Turkey abolished capital punishment in 2004. But in the wake of last month’s failed coup, Turks have been demanding it be reinstated for the coup plotters. President Recep Tayyip Erdogan has encouraged parliament to consider such a move, saying the public will cannot be ignored.
Legal experts say applying a death sentence retroactively is problematic. European officials say a return to capital punishment would kill Turkey’s bid to join the EU. But that hasn’t checked a surge in public calls to bring it back.
Taking a rest on a recent sunny Istanbul afternoon, an elderly woman who gives her first name Fatima says she’s lived in Turkey with and without the death penalty, and she knows which one she prefers.
“I remember when we had the death penalty – it was better then, now things are worse, the traitors get stronger,” says Fatima, who declined to give her last name. “They should all be hanged, all the traitors: the PKK, Fetullah Gulen, the terrorists and the coup makers.”
She’s referring to a list of the government’s most often-cited enemies: the U.S.-based cleric Fetullah Gulen, who denies accusations that he was behind the failed coup; Kurdish fighters from the PKK, or Kurdistan Workers Party, who have been battling the army in southeastern Turkey; and the Islamic State, operating out of Iraq and Syria, increasingly with the help of sympathizers inside Turkey.
It’s a popular point of view in Turkey, especially since the coup attempt on July 15. A number of pro-government rallies since then have featured demonstrators chanting for idam, the death penalty, for those behind the coup effort.
Sitting outside a barber shop on Istanbul’s Asian side, 57-year-old Denis Teoman says he was among those who rushed to the streets when Erdogan made his dramatic call on the night of the coup. Teoman says anyone who betrays his country deserves to be executed.
“Everybody I know thinks they should bring back the death penalty, especially for the coup traitors,” he says, adding that maybe convicted rapists should be executed as well, and the same goes for Kurdish militants, including the PKK leader Abdullah Ocalan.
That last name is a sensitive one for Turkey’s Kurdish ethnic minority. After leading the Kurdish separatist fight for years, Ocalan was captured in 1999, and was actually on death row when capital punishment was abolished.
At the time, Turkey was making a serious run at joining the European Union, and repealing the death penalty was hailed as an important sign of progress.
Ayse Berktay with the pro-Kurdish HDP, or People’s Democratic Party, says it shouldn’t even be a worry – legally a new death penalty couldn’t be applied to Ocalan. But she says in the current climate it’s hard to feel confident about anything, especially when Turkish politicians seem so willing to stir up conservative public opinion with issues like capital punishment.
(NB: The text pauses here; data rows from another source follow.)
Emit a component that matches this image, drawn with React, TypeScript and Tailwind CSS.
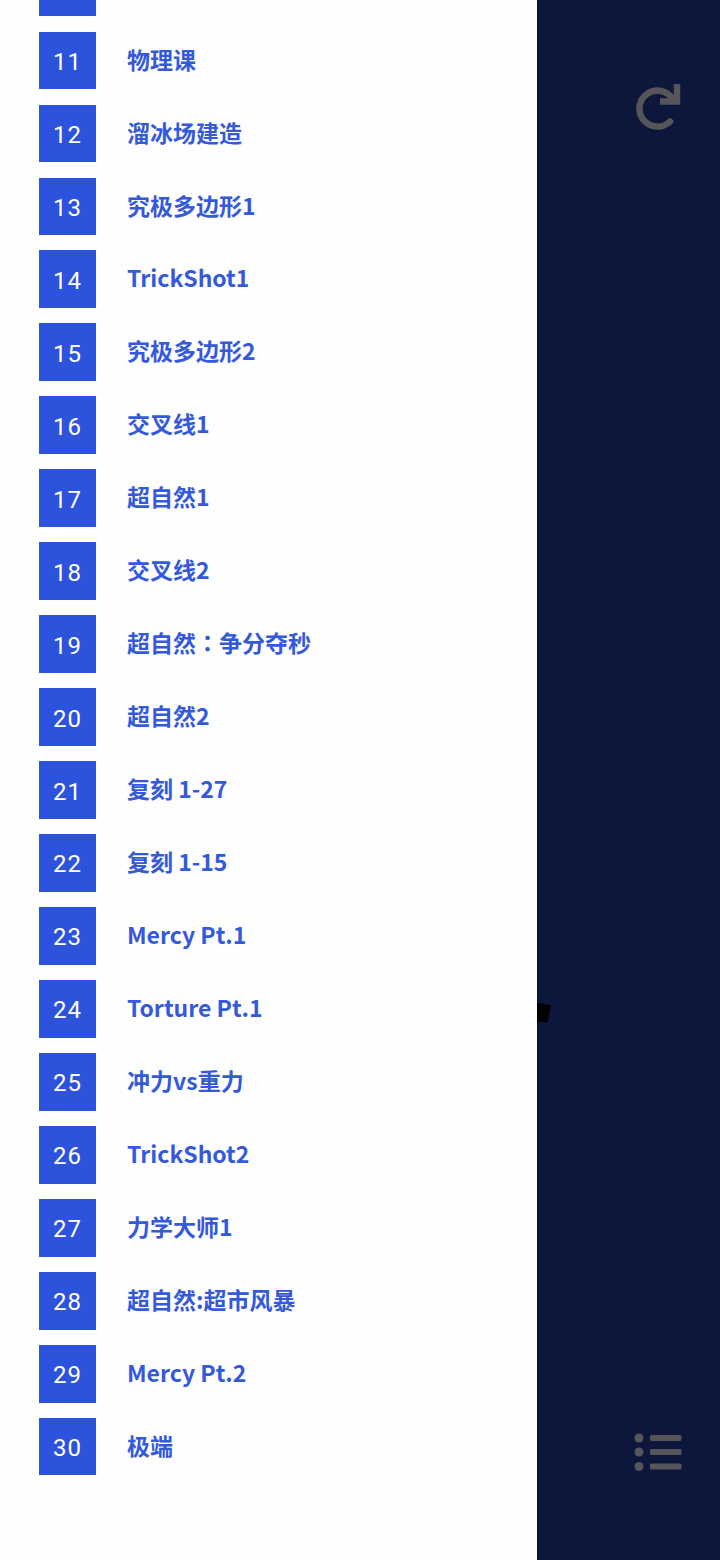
const levels = [
  { id: 10, name: '' },
  { id: 11, name: '物理课' },
  { id: 12, name: '溜冰场建造' },
  { id: 13, name: '究极多边形1' },
  { id: 14, name: 'TrickShot1' },
  { id: 15, name: '究极多边形2' },
  { id: 16, name: '交叉线1' },
  { id: 17, name: '超自然1' },
  { id: 18, name: '交叉线2' },
  { id: 19, name: '超自然：争分夺秒' },
  { id: 20, name: '超自然2' },
  { id: 21, name: '复刻 1-27' },
  { id: 22, name: '复刻 1-15' },
  { id: 23, name: 'Mercy Pt.1' },
  { id: 24, name: 'Torture Pt.1' },
  { id: 25, name: '冲力vs重力' },
  { id: 26, name: 'TrickShot2' },
  { id: 27, name: '力学大师1' },
  { id: 28, name: '超自然:超市风暴' },
  { id: 29, name: 'Mercy Pt.2' },
  { id: 30, name: '极端' },
]

function RefreshIcon() {
  return (
    <svg width="48" height="48" viewBox="0 0 48 48" fill="none" stroke="#55555a" strokeWidth="6.5">
      <path d="M36 37.5A18 18 0 1 1 39 15.5" strokeLinecap="round" />
      <path d="M26 17.5H43V0" />
    </svg>
  )
}

function ListIcon() {
  return (
    <svg width="48" height="38" viewBox="0 0 48 38" fill="#55555a">
      <circle cx="5" cy="5" r="4.5" />
      <circle cx="5" cy="19" r="4.5" />
      <circle cx="5" cy="33.5" r="4.5" />
      <rect x="16" y="2" width="31.5" height="6" rx="1.5" />
      <rect x="16" y="16" width="31.5" height="6" rx="1.5" />
      <rect x="16" y="30.5" width="31.5" height="6" rx="1.5" />
    </svg>
  )
}

export default function App() {
  return (
    <div className="flex h-[1560px] w-[720px] overflow-hidden bg-[#0d173b] font-['Noto_Sans_CJK_SC','Noto_Sans',sans-serif]">
      <div className="w-[537px] shrink-0 bg-[#fefefe]">
        <div className="-mt-[41.42px] flex flex-col gap-[15.47px] pl-[39px]">
          {levels.map((level) => (
            <div key={level.id} className="flex h-[57.5px] items-center gap-[31px]">
              {/* the first row is scrolled off, only the bottom of its box shows */}
              <div className="flex h-[57.5px] w-[57px] items-center justify-center bg-[#2d52dc] pt-[3px] font-['Roboto',sans-serif] text-[24px] tracking-[1px] text-white">
                {level.id > 10 ? level.id : null}
              </div>
              <span className="pb-[3px] text-[23px] font-semibold text-[#3459db]">
                {level.name.includes('：') ? (
                  <>
                    {level.name.split('：')[0]}
                    <span className="font-['Noto_Sans_CJK_TC',sans-serif]">：</span>
                    {level.name.split('：')[1]}
                  </>
                ) : (
                  level.name
                )}
              </span>
            </div>
          ))}
        </div>
      </div>
      <div className="relative flex flex-1 flex-col justify-between pb-[89px] pl-[97px] pt-[84px]">
        <RefreshIcon />
        <ListIcon />
        <div className="absolute left-0 top-[1003px] h-[19px] w-[14px] bg-black [clip-path:polygon(0_0,100%_10%,75%_100%,0_100%)]" />
      </div>
    </div>
  )
}
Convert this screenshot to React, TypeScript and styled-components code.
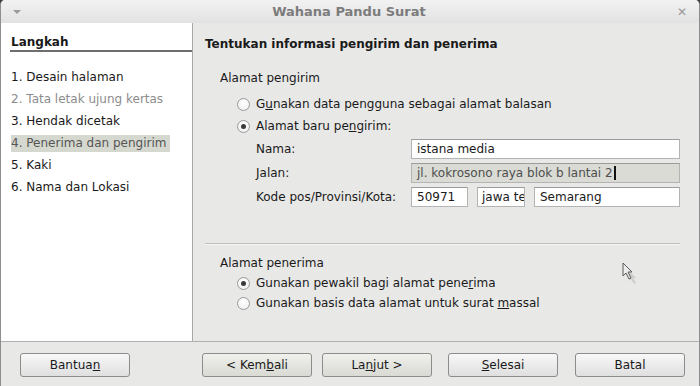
import React from "react";
import styled, {createGlobalStyle} from "styled-components";

const GlobalStyle = createGlobalStyle`
  html, body {
    margin: 0;
    padding: 0;
    background: #3c3c3c;
  }
  body {
    font-family: "DejaVu Sans", "Liberation Sans", sans-serif;
    font-size: 12px;
    color: #1a1a1a;
  }
`;

const Window = styled.div`
  width: 700px;
  height: 386px;
  box-sizing: border-box;
  display: flex;
  flex-direction: column;
  background: #e8e8e7;
  border-left: 1px solid #8e8e8e;
  border-right: 1px solid #8e8e8e;
  border-radius: 5px 5px 0 0;
  overflow: hidden;
`;

const TitleBar = styled.div`
  height: 23px;
  flex: none;
  display: flex;
  align-items: center;
  justify-content: space-between;
  padding: 0 12px 0 12px;
  background: linear-gradient(#f2f2f2, #e2e2e2);
  .title {
    font-size: 13px;
    font-weight: bold;
    color: #7c7c7c;
  }
  .menu {
    width: 0;
    height: 0;
    border-left: 4px solid transparent;
    border-right: 4px solid transparent;
    border-top: 4px solid #9a9a9a;
  }
  .close {
    color: #9a9a9a;
    font-size: 12px;
    font-weight: bold;
  }
`;

const Body = styled.div`
  flex: 1;
  display: flex;
  min-height: 0;
`;

const Sidebar = styled.div`
  width: 192px;
  flex: none;
  box-sizing: border-box;
  background: #ffffff;
  border-right: 1px solid #a8a8a8;
  padding: 11px 0 0 9px;
`;

const SideHeading = styled.div`
  font-weight: bold;
  line-height: 16px;
  padding-left: 1px;
  border-bottom: 2px solid #6e6e6e;
  margin-bottom: 14px;
`;

const StepRow = styled.div`
  height: 22px;
  display: flex;
  align-items: center;
  padding-left: 1px;
`;

const StepText = styled.span<{ $active?: boolean; $disabled?: boolean }>`
  line-height: 17px;
  padding-right: 3px;
  background: ${p => p.$active ? "#d5d8cf" : "transparent"};
  color: ${p => p.$disabled ? "#8c8c8c" : p.$active ? "#555" : "#1a1a1a"};
`;

const Main = styled.div`
  flex: 1;
  display: flex;
  flex-direction: column;
  padding: 13px 19px 0 12px;
`;

const PageHeading = styled.div`
  font-weight: bold;
  line-height: 16px;
  margin-bottom: 18px;
`;

const Section = styled.div`
  padding-left: 15px;
`;

const SectionTitle = styled.div`
  line-height: 16px;
`;

const Options = styled.div<{ $row: number; $top: number }>`
  padding-left: 17px;
  margin-top: ${p => p.$top}px;
  display: flex;
  flex-direction: column;
  > div {
    height: ${p => p.$row}px;
  }
`;

const OptionRow = styled.div`
  display: flex;
  align-items: center;
  gap: 6px;
`;

const Radio = styled.span<{ $checked?: boolean }>`
  width: 11px;
  height: 11px;
  flex: none;
  border-radius: 50%;
  border: 1px solid #9a9a9a;
  background: radial-gradient(circle at 50% 35%, #ffffff, #ececec);
  display: flex;
  align-items: center;
  justify-content: center;
  &::after {
    content: "";
    width: 5px;
    height: 5px;
    border-radius: 50%;
    background: ${p => p.$checked ? "#3a3a3a" : "transparent"};
  }
`;

const FormGrid = styled.div`
  display: grid;
  grid-template-columns: 155px 1fr;
  row-gap: 4px;
  margin: 2px 0 0 36px;
  align-items: center;
`;

const FieldRow = styled.div`
  display: flex;
  gap: 9px;
`;

const Field = styled.div<{ $width?: number; $selected?: boolean; $tight?: boolean }>`
  ${p => p.$width ? `width: ${p.$width}px; flex: none;` : "flex: 1;"}
  height: 20px;
  box-sizing: border-box;
  border: 1px solid #b4b4b4;
  border-top-color: #9c9c9c;
  background: ${p => p.$selected ? "#d9dbd4" : "#ffffff"};
  color: ${p => p.$selected ? "#4e4e4e" : "#1a1a1a"};
  padding: ${p => p.$tight ? "0 0 0 4px" : "0 5px"};
  line-height: 18px;
  white-space: nowrap;
  overflow: hidden;
  display: flex;
  align-items: center;
`;

const Caret = styled.span`
  width: 2px;
  height: 14px;
  flex: none;
  background: #111;
  margin-left: 1px;
`;

const Separator = styled.div`
  margin: 36px 0 10px 0;
  border-top: 1px solid #bdbdbd;
  border-bottom: 1px solid #f6f6f6;
`;

const CursorArea = styled.div`
  position: relative;
  svg {
    position: absolute;
    left: 401px;
    top: 6px;
  }
`;

const Footer = styled.div`
  height: 45px;
  flex: none;
  box-sizing: border-box;
  border-top: 1px solid #b0b0b0;
  display: flex;
  align-items: flex-start;
  padding: 11px 14px 0 19px;
`;

const Button = styled.button<{ $hover?: boolean; $space?: number }>`
  width: 110px;
  height: 24px;
  flex: none;
  margin-left: ${p => p.$space ?? 0}px;
  border: 1px solid #8c8c8c;
  border-radius: 3px;
  background: ${p => p.$hover
    ? "linear-gradient(#f0f0ec, #d9dad4)"
    : "linear-gradient(#f8f8f8, #dfdfdf)"};
  font-family: inherit;
  font-size: 12px;
  color: #1a1a1a;
  padding: 0;
`;

const ButtonGroup = styled.div`
  margin-left: auto;
  display: flex;
`;

const steps = [
  "Desain halaman",
  "Tata letak ujung kertas",
  "Hendak dicetak",
  "Penerima dan pengirim",
  "Kaki",
  "Nama dan Lokasi",
];

const App: React.FC = () => {
  return (
    <>
      <GlobalStyle/>
      <Window>
        <TitleBar>
          <span className={"menu"}/>
          <span className={"title"}>Wahana Pandu Surat</span>
          <span className={"close"}>✕</span>
        </TitleBar>
        <Body>
          <Sidebar>
            <SideHeading>Langkah</SideHeading>
            {steps.map((s, i) => (
              <StepRow key={s}>
                <StepText $active={i === 3} $disabled={i === 1}>{i + 1}. {s}</StepText>
              </StepRow>
            ))}
          </Sidebar>
          <Main>
            <PageHeading>Tentukan informasi pengirim dan penerima</PageHeading>
            <Section>
              <SectionTitle>Alamat pengirim</SectionTitle>
              <Options $row={22} $top={7}>
                <OptionRow><Radio/><span>G<u>u</u>nakan data pengguna sebagai alamat balasan</span></OptionRow>
                <OptionRow><Radio $checked/><span>Alamat baru pe<u>n</u>girim:</span></OptionRow>
              </Options>
              <FormGrid>
                <span>Nama:</span>
                <Field>istana media</Field>
                <span>Jalan:</span>
                <Field $selected>jl. kokrosono raya blok b lantai 2<Caret/></Field>
                <span>Kode pos/Provinsi/Kota:</span>
                <FieldRow>
                  <Field $width={57}>50971</Field>
                  <Field $width={48} $tight>jawa te</Field>
                  <Field>Semarang</Field>
                </FieldRow>
              </FormGrid>
            </Section>
            <Separator/>
            <Section>
              <CursorArea>
                <svg width="20" height="24" viewBox="0 0 20 24">
                  <path d="M6 8 L13 15 L10 15 L13 20 L11 21 L8 16 L6 18 Z" fill="#9a9a9a" opacity="0.35" transform="translate(2 2)"/>
                  <path d="M2 2 L2 15 L5 12 L8 18 L10 17 L7 11 L11 11 Z" fill="#ececec" stroke="#5a5a5a" strokeWidth="1"/>
                </svg>
              </CursorArea>
              <SectionTitle>Alamat penerima</SectionTitle>
              <Options $row={20} $top={2}>
                <OptionRow><Radio $checked/><span>Gunakan pewakil bagi alamat pene<u>r</u>ima</span></OptionRow>
                <OptionRow><Radio/><span>Gunakan basis data alamat untuk surat <u>m</u>assal</span></OptionRow>
              </Options>
            </Section>
          </Main>
        </Body>
        <Footer>
          <Button>Bantua<u>n</u></Button>
          <ButtonGroup>
            <Button $hover>&lt; Kem<u>b</u>ali</Button>
            <Button $hover $space={10}>La<u>n</u>jut &gt;</Button>
            <Button $space={16}><u>S</u>elesai</Button>
            <Button $space={17}>Batal</Button>
          </ButtonGroup>
        </Footer>
      </Window>
    </>
  );
};

export default App;
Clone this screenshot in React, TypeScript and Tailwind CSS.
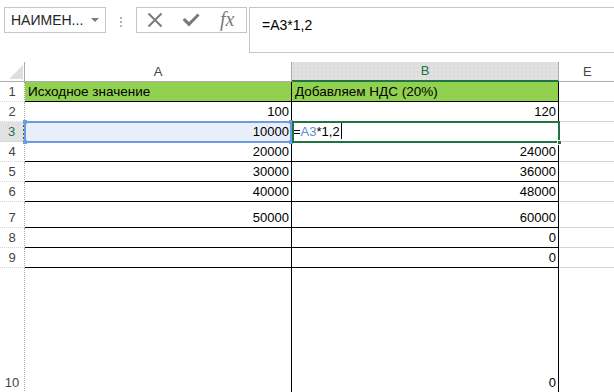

“It has always been an issue, every year – I mean, it’s been like a sword hanging on the head of the Kurdish community, this discussion about the death penalty,” she says. “And it’s always been brought back in connection with Abdullah Ocalan.”
Berktay hopes cooler heads will prevail and Turkey will keep the death penalty off the books and keep its longshot bid to join the EU alive.
“Once you open the door to this, you can never know what lengths they will go to, so it’s always necessary to keep struggling against this mentality,” she says. “Plus it’s necessary to keep up the international pressure and take a clear position against this, because there is no wavering on this.”
Even before Turkey abolished the death penalty it had observed a self-imposed moratorium for decades – in all, it’s been 32 years since anyone was executed here. Now some Turks are wondering if that will soon be changing.